Matthew Hopkins - Witch Hunting

Witch Hunting

Following the Lancaster Witch Trial of 1634, William Harvey, physician to King Charles I of England, had been ordered to examine the four women accused, and from this there came a requirement to have material proof of being a witch. The work of Hopkins and Stearne was not necessarily to prove any of the accused had committed acts of maleficium but the fact they had made a covenant with the Devil. Prior to this point, any malicious acts on the part of witches were treated identically to those of other criminals, until it was seen that they owed their powers to a deliberate act of their choosing. Witches then became heretics to Christianity, which became the greatest of their crimes and sins. Within continental and Roman Law witchcraft was crimen excepta: a crime so foul that all normal legal procedures were superseded. Because the Devil was not going to "confess", it was necessary to gain a confession from the human involved.

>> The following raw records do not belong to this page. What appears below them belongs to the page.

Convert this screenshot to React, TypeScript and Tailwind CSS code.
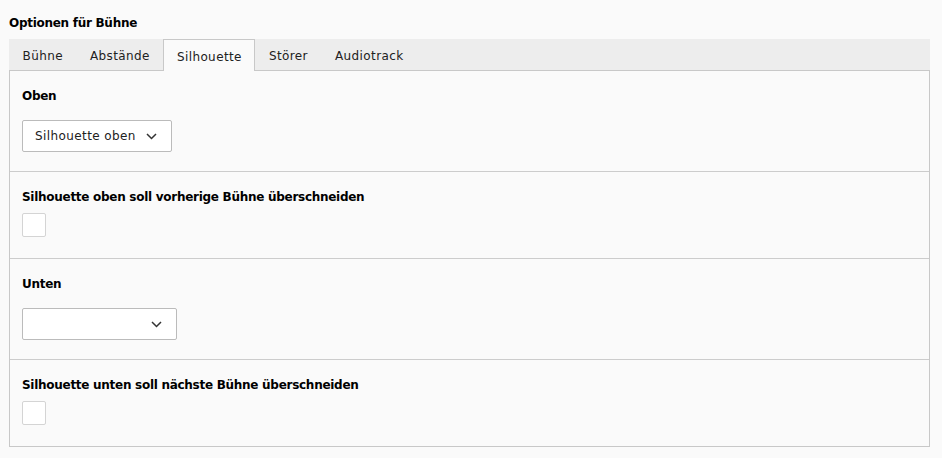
import React from 'react';

const tabs = ['Bühne', 'Abstände', 'Silhouette', 'Störer', 'Audiotrack'];

const Chevron = () => (
  <svg width="11" height="7" viewBox="0 0 11 7" fill="none">
    <path d="M1 1l4.5 4.5L10 1" stroke="#333" strokeWidth="1.5" />
  </svg>
);

const Select = ({ value, width }: { value: string; width: string }) => (
  <div className={`flex h-[32px] items-center justify-between rounded-[2px] border border-[#bbbbbb] bg-white pl-[12px] ${width}`}>
    <span className="tracking-[0.4px] text-[#212121]">{value}</span>
    <Chevron />
  </div>
);

const Checkbox = () => <div className="h-[24px] w-[24px] rounded-[2px] border border-[#d4d4d4] bg-white" />;

// bold labels in the backend form
const Label = ({ children }: { children: React.ReactNode }) => (
  <div className="font-bold tracking-[-0.28px]">{children}</div>
);

const App: React.FC = () => {
  return (
    <div className="min-h-[458px] bg-[#fafafa] pl-[9px] pt-[14px] text-[12px] leading-[18px] text-black" style={{ fontFamily: '"DejaVu Sans", Verdana, sans-serif' }}>
      <div className="w-[921px]">
        <h2 className="font-bold tracking-[-0.28px]">Optionen für Bühne</h2>

        {/* tabs */}
        <div className="mt-[7px] flex h-[32px] border-b border-[#c8c8c8] bg-[#ededed]">
          {tabs.map((tab) => (
            <div
              key={tab}
              className={
                tab === 'Silhouette'
                  ? '-mb-px flex h-[32px] items-center border-x border-t border-[#c8c8c8] bg-[#fafafa] px-[12px] pt-[2px] tracking-[0.4px] text-[#212121]'
                  : 'flex h-[31px] items-center border-x border-transparent px-[12px] pt-[2px] tracking-[0.4px] text-[#212121]'
              }
            >
              <span className="mx-[0.5px]">{tab}</span>
            </div>
          ))}
        </div>

        {/* panel */}
        <div className="border-x border-b border-[#c8c8c8]">
          <div className="border-b border-[#cccccc] px-[12px] pb-[19px] pt-[16px]">
            <Label>Oben</Label>
            <div className="mt-[15px]">
              <Select value="Silhouette oben" width="w-[150px] pr-[14px]" />
            </div>
          </div>
          <div className="border-b border-[#cccccc] px-[12px] pb-[21px] pt-[16px]">
            <Label>Silhouette oben soll vorherige Bühne überschneiden</Label>
            <div className="mt-[7px]">
              <Checkbox />
            </div>
          </div>
          <div className="border-b border-[#cccccc] px-[12px] pb-[19px] pt-[16px]">
            <Label>Unten</Label>
            <div className="mt-[15px]">
              <Select value="" width="w-[155px] pr-[14px]" />
            </div>
          </div>
          <div className="px-[12px] pb-[21px] pt-[16px]">
            <Label>Silhouette unten soll nächste Bühne überschneiden</Label>
            <div className="mt-[7px]">
              <Checkbox />
            </div>
          </div>
        </div>
      </div>
    </div>
  );
};

export default App;
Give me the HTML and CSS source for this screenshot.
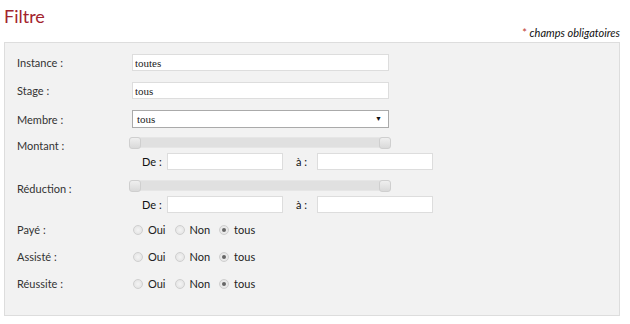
FILE: index.html
```html
<!DOCTYPE html>
<html lang="fr">
  <head>
    <meta charset="UTF-8">
    <title>Filtre</title>
    <link rel="stylesheet" href="styles.css">
  </head>
  <body>
    <h2 class="title">Filtre</h2>
    <p class="required"><span class="star">*</span> champs obligatoires</p>

    <div class="box">
      <div class="row">
        <label class="lbl">Instance :</label>
        <input class="txt" type="text" value="toutes">
      </div>
      <div class="row">
        <label class="lbl">Stage :</label>
        <input class="txt" type="text" value="tous">
      </div>
      <div class="row row-select">
        <label class="lbl">Membre :</label>
        <div class="select"><span>tous</span><span class="arrow">&#9660;</span></div>
      </div>

      <!-- montant -->
      <div class="row range">
        <label class="lbl">Montant :</label>
        <div class="range-body">
          <div class="slider"><span class="handle left"></span><span class="handle right"></span></div>
          <div class="fromto">
            <span class="sub">De :</span><input class="small" type="text">
            <span class="sub sub-a">à :</span><input class="small" type="text">
          </div>
        </div>
      </div>

      <!-- reduction -->
      <div class="row range">
        <label class="lbl">Réduction :</label>
        <div class="range-body">
          <div class="slider"><span class="handle left"></span><span class="handle right"></span></div>
          <div class="fromto">
            <span class="sub">De :</span><input class="small" type="text">
            <span class="sub sub-a">à :</span><input class="small" type="text">
          </div>
        </div>
      </div>

      <div class="row radios">
        <label class="lbl">Payé :</label>
        <label class="opt"><input type="radio" name="paye">Oui</label>
        <label class="opt"><input type="radio" name="paye">Non</label>
        <label class="opt"><input type="radio" name="paye" checked>tous</label>
      </div>
      <div class="row radios">
        <label class="lbl">Assisté :</label>
        <label class="opt"><input type="radio" name="assiste">Oui</label>
        <label class="opt"><input type="radio" name="assiste">Non</label>
        <label class="opt"><input type="radio" name="assiste" checked>tous</label>
      </div>
      <div class="row radios">
        <label class="lbl">Réussite :</label>
        <label class="opt"><input type="radio" name="reussite">Oui</label>
        <label class="opt"><input type="radio" name="reussite">Non</label>
        <label class="opt"><input type="radio" name="reussite" checked>tous</label>
      </div>
    </div>
  </body>
</html>
```
FILE: styles.css
```css
body {
  margin: 0;
  padding: 0 10px 0 4px;
  font-family: "Lato", "DejaVu Sans", sans-serif;
  font-size: 11px;
  color: #333;
  background: #fff;
}

.title {
  margin: 0;
  padding-top: 5px;
  height: 21px;
  font-size: 18px;
  font-weight: normal;
  color: #a3232e;
}

.required {
  margin: 0;
  height: 16px;
  text-align: right;
  font-style: italic;
  font-size: 11px;
  color: #111;
}

.required .star {
  color: #c0392b;
  font-style: normal;
}

.box {
  border: 1px solid #ddd;
  background: #f2f2f2;
  padding: 11px 0 25px 12px;
}

.row {
  display: flex;
  align-items: center;
  margin-bottom: 11px;
}

.lbl {
  width: 115px;
  flex: none;
}

.txt {
  width: 257px;
  height: 17px;
  box-sizing: border-box;
  border: 1px solid #ddd;
  background: #fff;
  padding: 0 2px;
  font-family: "Liberation Serif", serif;
  font-size: 11px;
  color: #222;
  outline: none;
}

.row-select {
  margin-bottom: 9px;
}

.select {
  width: 257px;
  height: 18px;
  box-sizing: border-box;
  border: 1px solid #aaa;
  background: #fff;
  display: flex;
  align-items: center;
  justify-content: space-between;
  padding: 0 6px 0 4px;
  font-family: "Liberation Serif", serif;
  font-size: 11px;
  color: #222;
}

.select .arrow {
  font-size: 7px;
  color: #111;
}

/* tranche de valeurs */
.range {
  align-items: flex-start;
  margin-bottom: 10px;
}

.range .lbl {
  padding-top: 2px;
}

.range-body {
  display: flex;
  flex-direction: column;
}

.slider {
  position: relative;
  width: 262px;
  height: 11px;
  margin-left: -3px;
  box-sizing: border-box;
  background: #e0e0e0;
  border: 1px solid #e6e6e6;
  border-radius: 4px;
}

.handle {
  position: absolute;
  top: -1px;
  width: 12px;
  height: 12px;
  box-sizing: border-box;
  border: 1px solid #cfcfcf;
  border-radius: 3px;
  background: linear-gradient(#efefef, #d9d9d9);
}

.handle.left {
  left: -1px;
}

.handle.right {
  right: -1px;
}

.fromto {
  display: flex;
  align-items: center;
  margin-top: 5px;
  padding-left: 10px;
}

.sub {
  width: 25px;
  color: #111;
}

.sub-a {
  width: 21px;
  margin-left: 13px;
}

.small {
  width: 116px;
  height: 17px;
  box-sizing: border-box;
  border: 1px solid #ddd;
  background: #fff;
  outline: none;
}

/* boutons radio */
.radios {
  margin-bottom: 14px;
  height: 13px;
}

.radios:last-child {
  margin-bottom: 0;
}

.opt {
  display: flex;
  align-items: center;
  margin-right: 8px;
  color: #222;
}

.opt input {
  appearance: none;
  -webkit-appearance: none;
  width: 10px;
  height: 10px;
  margin: 0 5px 0 1px;
  border: 1px solid #cfcfcf;
  border-radius: 50%;
  background: radial-gradient(circle, #f4f4f4, #e0e0e0);
  position: relative;
}

.opt input:checked::after {
  content: "";
  position: absolute;
  left: 2px;
  top: 2px;
  width: 4px;
  height: 4px;
  border-radius: 50%;
  background: #666;
}
```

The witch hunts undertaken by Stearne and Hopkins extended throughout the area of strongest Puritan and Parliamentarian influences which formed the powerful and influential Eastern Association from 1644 to 1647, centred on Essex. Both Hopkins and Stearne would have required some form of letters of safe conduct to be able to travel throughout the counties. According to his book The Discovery of Witches, Hopkins began his career as a witch-finder after he overheard various women discussing their meetings with the Devil in March 1644 in Manningtree. In fact, the first accusations were made by John Stearne and Hopkins was appointed as his assistant. Twenty-three women were accused of witchcraft, tried at Chelmsford in 1645. With the English Civil War under way, this trial was conducted not by justices of assize, but by justices of the peace presided over by the Earl of Warwick. Four died in prison and nineteen were convicted and hanged. During this period, excepting Middlesex and chartered towns, no records show any person charged of witchcraft being sentenced to death other than by the judges of the assizes. Hopkins and Stearne, accompanied by the women who performed the pricking, were soon travelling over eastern England, claiming to be officially commissioned by Parliament to uncover and prosecute witches. Together with their female assistants, they were well paid for their work, and it has been suggested that this was a motivation for his actions. Hopkins states that "his fees were to maintain his company with three horses", and that he took "twenty shillings a town". The records at Stowmarket show their costs to the town to have been £23 (£6,700 as of 2012) plus his travelling expenses. The expenses to the local community of Hopkins' and his company costs were such that in Ipswich a special local tax rate had to be levied in 1645. Parliament was well aware of Hopkins and his team's activities, as shown by the concerned reports of the Bury St Edmunds witch trials of 1645. Before the trial, a report was carried to the Parliament – "as if some busie men had made use of some ill Arts to extort such confession" – that a special Commission of Oyer and Terminer was granted for the trial of these witches. After the trial and execution the Moderate Intelligencer, a parliamentary paper published during the English Civil War, in an editorial of 4–11 September 1645 expressed unease with the affairs in Bury.